The Consolidate Operator

The consolidate operator takes an input collection, and does nothing other than possibly changing its physical representation. It leaves the same sets of elements at the same times with the same logical counts.

What consolidate does do is ensure that each element at each time has at most one physical tuple. Generally, we might have multiple updates to the same element at the same time, expressed as independent updates. The consolidate operator adds all of these updates together before moving the update along.

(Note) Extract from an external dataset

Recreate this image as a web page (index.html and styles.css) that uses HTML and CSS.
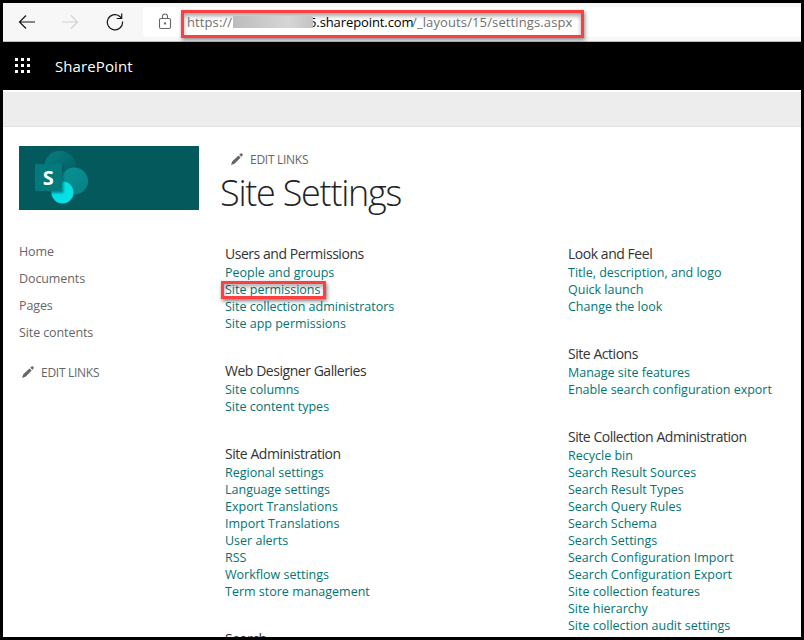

As an example, if we were to inspect

#![allow(unused)]
fn main() {
extern crate timely;
extern crate differential_dataflow;
use timely::dataflow::Scope;
use differential_dataflow::Collection;
use differential_dataflow::lattice::Lattice;
use differential_dataflow::operators::Reduce;
fn example<G: Scope>(manages: &Collection<G, (u64, u64)>)
where G::Timestamp: Lattice
{
    manages
        .map(|(m2, m1)| (m1, m2))
        .concat(&manages)
        .inspect(|x| println!("{:?}", x));
}
}

we might see two copies of the same element:

((0, 0), 0, 1)
((0, 0), 0, 1)

However, by introducing consolidate

#![allow(unused)]
fn main() {
extern crate timely;
extern crate differential_dataflow;
use timely::dataflow::Scope;
use differential_dataflow::Collection;
use differential_dataflow::lattice::Lattice;
fn example<G: Scope>(manages: &Collection<G, (u64, u64)>)
where G::Timestamp: Lattice
{
    manages
        .map(|(m2, m1)| (m1, m2))
        .concat(&manages)
        .consolidate()
        .inspect(|x| println!("{:?}", x));
}
}

we are guaranteed to see at most one (0,0) update at each time:

((0, 0), 0, 2)

The consolidate function is mostly useful before inspecting data, but it can also be important for efficiency; knowing when to spend the additional computation to consolidate the representation of your data is an advanced topic!